Yes, hetrogeneous classes with teachers who are strong at differentiating can work for most, but not all students. There are those who are outside the box and they can be introverts or extroverts. Teachers will often look at introverts as misfits and try to force them to “fit” in.
Yes, there are avenues to give kids extra enrichments. And yes sometimes kids are ahead because of the extracurriculars that they have experienced. Giftedness is a nature vs. nurture thing, I have seen some who just have an inate ability for whatever reason. I have also seen families where they are too proud to ask for help financially, and do what ever they can to help the children, but are unable to “buy” extras for the children yet the children are very, very bright intellectually.
Some kids enjoy talking to anyone because they love to hear themselves talk, while other kids only talk to someone when they have something to add. A bright child may lead or they may sit quitely, never adding to the discussion because it is so basic that there isn’t anything to add.
We left the public school system strictly for academics. The school they went to was willing to test them and place them in academics that were appropriate (even with older kids). They have been able to take courses where they are with academic peers and other classes are heterogeneous. And guess what, my introvert has become more outgoing, and much happier. So, the homogeneous classrooms helped her socially also.
So, I will say, yes for most kids, hetrogeneous classes work okay, but not for all. If I didn’t know my children I may have been willing to say they work for all, but after seeing how they each handle it, I will say hetrogeneous classes don’t work for all. And even for my child who does fine in the hetrogeneous classes, actually is more motivated in homogeneous classes so he still can be on top.
I will say that there is no point of pulling out the higher end kids to do the same curriculum as the other classrooms – which some schools have done. Grouping them together and not changing the curriculum isn’t beneficial. Homogeneous classrooms need to have different curriculum, going more in depth and breadth of the regular classroom. This is where I have seen schools fail when they “group” high end kids together because they don’t change the curriculum also.
Barb and others,
I would also recommend this article entitled “How should we group to achieve equity with excellence?”
It addresses legal issues, as well as educational ones.
As a sort of companion piece, I often also recommend this October, 2005, report from the St. Louis Black Leadership Roundtable:
The major finding was this: across the more than two dozen school districts in the greater St. Louis area (my home town) who have been participating these past several years in a major desegregation effort, as well as pointed efforts to reduce the black-white achievement gap, smaller achievement gaps were associated with lower overall achievement by all students, while the highest levels of African American student achievement were associated with larger black-white achievement gaps.

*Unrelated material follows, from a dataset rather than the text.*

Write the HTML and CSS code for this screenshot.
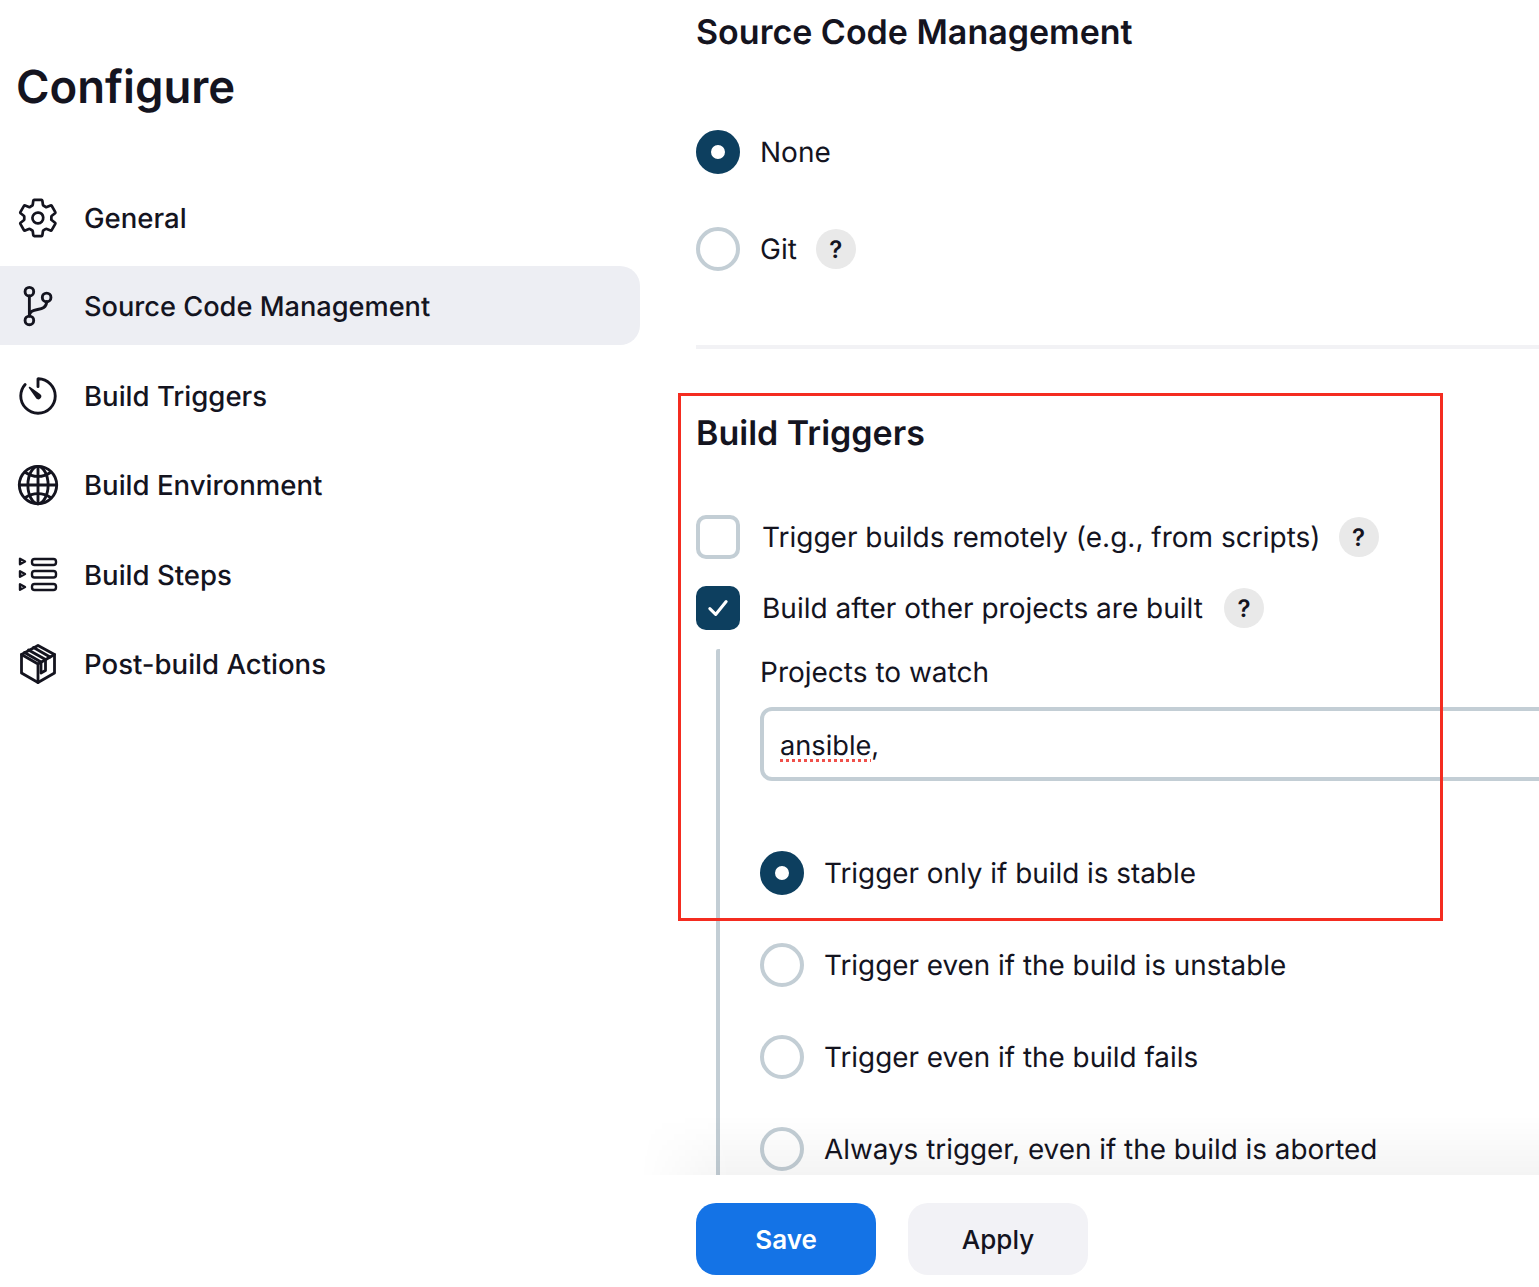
FILE: index.html
```html
<!DOCTYPE html>
<html lang="en">
<head>
    <meta charset="UTF-8">
    <meta name="viewport" content="width=device-width, initial-scale=1.0">
    <title>Configure</title>
    <link rel="stylesheet" href="styles.css">
</head>
<body>
    <div class="page">
        <aside class="sidebar">
            <h1>Configure</h1>
            <nav class="nav">
                <a class="nav-item" href="#general">
                    <svg class="nav-icon" viewBox="-14 -16 544 544"><path d="M262.29 192.31a64 64 0 1057.4 57.4 64.13 64.13 0 00-57.4-57.4zM416.39 256a154.34 154.34 0 01-1.53 20.79l45.21 35.46a10.81 10.81 0 012.45 13.75l-42.77 74a10.81 10.81 0 01-13.14 4.59l-44.9-18.08a16.11 16.11 0 00-15.17 1.75A164.48 164.48 0 01325 400.8a15.94 15.94 0 00-8.82 12.14l-6.73 47.89a11.08 11.08 0 01-10.68 9.17h-85.54a11.11 11.11 0 01-10.69-8.87l-6.72-47.82a16.07 16.07 0 00-9-12.22 155.3 155.3 0 01-21.46-12.57 16 16 0 00-15.11-1.71l-44.89 18.07a10.81 10.81 0 01-13.14-4.58l-42.77-74a10.8 10.8 0 012.45-13.75l38.21-30a16.05 16.05 0 006-14.08c-.36-4.17-.58-8.33-.58-12.5s.21-8.27.58-12.35a16 16 0 00-6.07-13.94l-38.19-30A10.81 10.81 0 0149.48 186l42.77-74a10.81 10.81 0 0113.14-4.59l44.9 18.08a16.11 16.11 0 0015.17-1.75A164.48 164.48 0 01187 111.2a15.94 15.94 0 008.82-12.14l6.73-47.89A11.08 11.08 0 01213.23 42h85.54a11.11 11.11 0 0110.69 8.87l6.72 47.82a16.07 16.07 0 009 12.22 155.3 155.3 0 0121.46 12.57 16 16 0 0015.11 1.71l44.89-18.07a10.81 10.81 0 0113.14 4.58l42.77 74a10.8 10.8 0 01-2.45 13.75l-38.21 30a16.05 16.05 0 00-6.05 14.08c.33 4.14.55 8.3.55 12.47z"/></svg>
                    General
                </a>
                <a class="nav-item active" href="#scm">
                    <svg class="nav-icon" viewBox="0 0 512 512"><circle cx="160" cy="96" r="48"/><circle cx="160" cy="416" r="48"/><path d="M160 368V144"/><circle cx="352" cy="160" r="48"/><path d="M352 208c0 128-192 48-192 160"/></svg>
                    Source Code Management
                </a>
                <a class="nav-item" href="#triggers">
                    <svg class="nav-icon" viewBox="0 0 512 512"><path d="M112.91 128A191.85 191.85 0 0064 254c-1.18 106.35 85.65 193.8 192 194 106.2.2 192-85.83 192-192 0-104.54-83.55-189.61-187.5-192a4.36 4.36 0 00-4.5 4.37V152"/><path class="solid" d="M233.38 278.63l-79-113a8.13 8.13 0 0111.32-11.32l113 79a32.5 32.5 0 01-37.25 53.26 33.21 33.21 0 01-8.07-8.94z"/></svg>
                    Build Triggers
                </a>
                <a class="nav-item" href="#env">
                    <svg class="nav-icon" viewBox="0 0 512 512"><path d="M256 48C141.13 48 48 141.13 48 256s93.13 208 208 208 208-93.13 208-208S370.87 48 256 48z"/><path d="M256 48c-58.07 0-112.67 93.13-112.67 208S197.93 464 256 464s112.67-93.13 112.67-208S314.07 48 256 48z"/><path d="M117.33 117.33c38.24 27.15 86.38 43.34 138.67 43.34s100.43-16.19 138.67-43.34M394.67 394.67c-38.24-27.15-86.38-43.34-138.67-43.34s-100.43 16.19-138.67 43.34"/><path d="M256 48v416M464 256H48"/></svg>
                    Build Environment
                </a>
                <a class="nav-item" href="#steps">
                    <svg class="nav-icon" viewBox="-3 -3 46 46"><g class="steps"><rect x="14" y="4" width="24" height="6" rx="2.600"/><rect x="14" y="16" width="24" height="6.500" rx="2.600"/><rect x="14" y="29" width="24" height="6" rx="2.600"/><path d="M2 3.800v5.400l5-2.700zM2 16.300v5.400l5-2.700zM2 29.300v5.400l5-2.700z"/></g></svg>
                    Build Steps
                </a>
                <a class="nav-item" href="#post">
                    <svg class="nav-icon" viewBox="-3 -3 46 46"><g class="thin"><path d="M20 1.500L36.500 10.500V29L20 38.500 3.500 29V10.500z"/><path d="M3.500 10.500L20 20l16.500-9.500M20 20v18.500"/><path d="M10.500 6l17 9.500v11l-4.500 2.500v-11L6.500 8.500M15.500 3.500l16.500 9.500"/></g></svg>
                    Post-build Actions
                </a>
            </nav>
        </aside>

        <main class="content">
            <section class="scm">
                <h2>Source Code Management</h2>
                <div class="option-list scm-options">
                    <div class="option"><span class="radio checked"></span>None</div>
                    <div class="option"><span class="radio"></span>Git<span class="help">?</span></div>
                </div>
            </section>

            <section class="triggers">
                <h2>Build Triggers</h2>
                <div class="check-row first"><span class="checkbox"></span>Trigger builds remotely (e.g., from scripts)<span class="help">?</span></div>
                <div class="check-row"><span class="checkbox checked"><svg viewBox="0 0 24 24"><path d="M5 12.500l5 5L19 6.500"/></svg></span>Build after other projects are built<span class="help">?</span></div>
                <div class="nested">
                    <label class="field-label">Projects to watch</label>
                    <div class="text-input"><span class="misspelled">ansible</span>,</div>
                    <div class="option-list nested-options">
                        <div class="option"><span class="radio checked"></span>Trigger only if build is stable</div>
                        <div class="option"><span class="radio"></span>Trigger even if the build is unstable</div>
                        <div class="option"><span class="radio"></span>Trigger even if the build fails</div>
                        <div class="option"><span class="radio"></span>Always trigger, even if the build is aborted</div>
                    </div>
                </div>
            </section>
        </main>
    </div>

    <div class="highlight"></div>

    <div class="bottom-bar">
        <button class="btn btn-primary" type="button">Save</button>
        <button class="btn" type="button">Apply</button>
    </div>
</body>
</html>
```

FILE: styles.css
```css
html, body {
    margin: 0;
    padding: 0;
    height: 100%;
    overflow: hidden;
    background: #fff;
}
body {
    position: relative;
    font-family: Inter, "Liberation Sans", sans-serif;
    font-size: 28px;
    color: #14141f;
    text-rendering: geometricPrecision;
}
.page {
    display: grid;
    grid-template-columns: 640px 1fr;
    column-gap: 56px;
    height: 100%;
    overflow: hidden;
}

/* sidebar */
.sidebar h1 {
    margin: 0;
    padding: 58px 0 0 16px;
    font-size: 45.5px;
    line-height: 58px;
    font-weight: 600;
}
.nav {
    display: flex;
    flex-direction: column;
    gap: 10.3px;
    margin-top: 62px;
}
.nav-item {
    display: flex;
    align-items: center;
    gap: 23px;
    height: 79px;
    padding-left: 15px;
    border-radius: 0 20px 20px 0;
    color: #14141f;
    font-size: 27.55px;
    text-decoration: none;
    font-weight: 450;
}
.nav-item.active {
    box-sizing: border-box;
    margin-top: -1px;
    margin-bottom: 1px;
    padding-top: 2px;
    background-color: #edeef3;
    font-size: 27.2px;
    font-weight: 500;
}
.nav-item.active .nav-icon {
    margin-top: -2px;
}
.nav-icon {
    width: 46px;
    height: 46px;
    flex: none;
    fill: none;
    stroke: #14141f;
    stroke-width: 32;
    stroke-linecap: round;
    stroke-linejoin: round;
}
.nav-icon .solid {
    fill: #14141f;
    stroke: none;
}
.nav-icon .thin {
    stroke-width: 2.800;
}
.nav-icon .steps {
    stroke-width: 2.400;
}

/* main column */
.content {
    min-width: 0;
}
.content h2 {
    margin: 0;
    font-size: 34px;
    line-height: 44px;
    font-weight: 600;
}
.scm {
    padding-top: 11px;
    padding-bottom: 74px;
    border-bottom: 4px solid #f2f2f5;
}
.option-list {
    display: flex;
    flex-direction: column;
    gap: 48px;
}
.scm-options {
    margin-top: 75px;
    gap: 53px;
}
.option, .check-row {
    display: flex;
    align-items: center;
    height: 44px;
    white-space: nowrap;
}
.radio {
    flex: none;
    box-sizing: border-box;
    width: 44px;
    height: 44px;
    margin-right: 20px;
    border: 4px solid #c3ced5;
    border-radius: 50%;
    background: #fff;
}
.radio.checked {
    border: 15px solid #0d3f5f;
}
.help {
    display: flex;
    align-items: center;
    justify-content: center;
    width: 40px;
    height: 40px;
    margin-left: 19px;
    border-radius: 50%;
    background-color: #e9e9e9;
    font-size: 24px;
    font-weight: 600;
}

/* build triggers */
.triggers {
    padding-top: 63px;
}
.check-row {
    margin-top: 27px;
}
.check-row .help {
    margin-left: 21px;
}
.check-row.first {
    margin-top: 59px;
}
.check-row.first .help {
    margin-left: 18px;
}
.checkbox {
    flex: none;
    box-sizing: border-box;
    display: flex;
    align-items: center;
    justify-content: center;
    width: 44px;
    height: 44px;
    margin-right: 22px;
    border: 4px solid #c3ced5;
    border-radius: 10px;
    background: #fff;
}
.checkbox.checked {
    border: 0;
    background-color: #0d3f5f;
}
.checkbox svg {
    width: 28px;
    height: 28px;
    fill: none;
    stroke: #fff;
    stroke-width: 2.600;
    stroke-linecap: round;
    stroke-linejoin: round;
}
.nested {
    margin-top: 19px;
    margin-left: 20px;
    padding-left: 40px;
    padding-top: 4px;
    padding-bottom: 80px;
    border-left: 4px solid #c3ced5;
    border-radius: 2px;
}
.field-label {
    display: block;
    line-height: 38px;
}
.text-input {
    box-sizing: border-box;
    width: 900px;
    height: 74px;
    margin-top: 16px;
    padding-left: 16px;
    padding-top: 2px;
    border: 4px solid #c3ced5;
    border-radius: 12px;
    font-size: 27.2px;
    line-height: 66px;
}
.misspelled {
    text-decoration: underline dotted #f0504a 3px;
    text-underline-offset: 4px;
}
.nested-options {
    margin-top: 70px;
    font-size: 27.85px;
}

/* overlays */
.highlight {
    position: absolute;
    left: 678px;
    top: 393px;
    width: 759px;
    height: 522px;
    border: 3px solid #f42c20;
    pointer-events: none;
}
.bottom-bar {
    position: absolute;
    left: 640px;
    right: 0;
    top: 1175px;
    bottom: 0;
    display: flex;
    gap: 32px;
    padding: 28px 0 0 56px;
    background: #fff;
}
.bottom-bar::before {
    content: "";
    position: absolute;
    left: 0;
    right: 0;
    top: -60px;
    height: 60px;
    background: linear-gradient(to bottom, rgba(0, 0, 0, 0), rgba(0, 0, 0, 0.045));
    -webkit-mask-image: linear-gradient(to right, transparent, #000 90px);
    mask-image: linear-gradient(to right, transparent, #000 90px);
}
.btn {
    width: 180px;
    height: 72px;
    border: none;
    border-radius: 20px;
    background-color: #f2f2f6;
    color: #14141f;
    font-family: inherit;
    font-size: 26px;
    font-weight: 450;
    cursor: pointer;
}
.btn-primary {
    background-color: #1473e6;
    color: #fff;
    font-weight: 600;
}
```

Apparently, as in most areas of life, in education reform, too, it is possible to win the battle but lose the war.
I get very frustrated when people assume that students with special needs at the low end of the performance distribtution and students with special needs at the high end of the performance distribution are exactly the same, with exactly the same educational and socioemotional needs, in need of exactly the same educational solutions. IMHO, that assumption is simplistic, misguided, and, unfortunately, fundamental to many people’s comments and arguments.
Here is an article that is relevant to the issue. It is entitled “Two Tails of the Normal Distribution: Similarities and Differences in the Study of Mental Retardation and Giftedness.” http://depts.washington.edu/cscy/old/resources/Two_Tails.pdf It appeared in the December, 2000, issue of the American Psychologist, a premier publication of the American Psychological Association. It is co-authored by leading experts in the two fields, each of whom has devoted their professional life to meeting the needs of all kids.
The line I have often quoted from this article in statements to our BOE is “Gifted chiildren tend to hurt more privately, and as a society, we tend to underestimate the costs both to them and to ourselves of their reduced motivation and achievement” (p. 1421).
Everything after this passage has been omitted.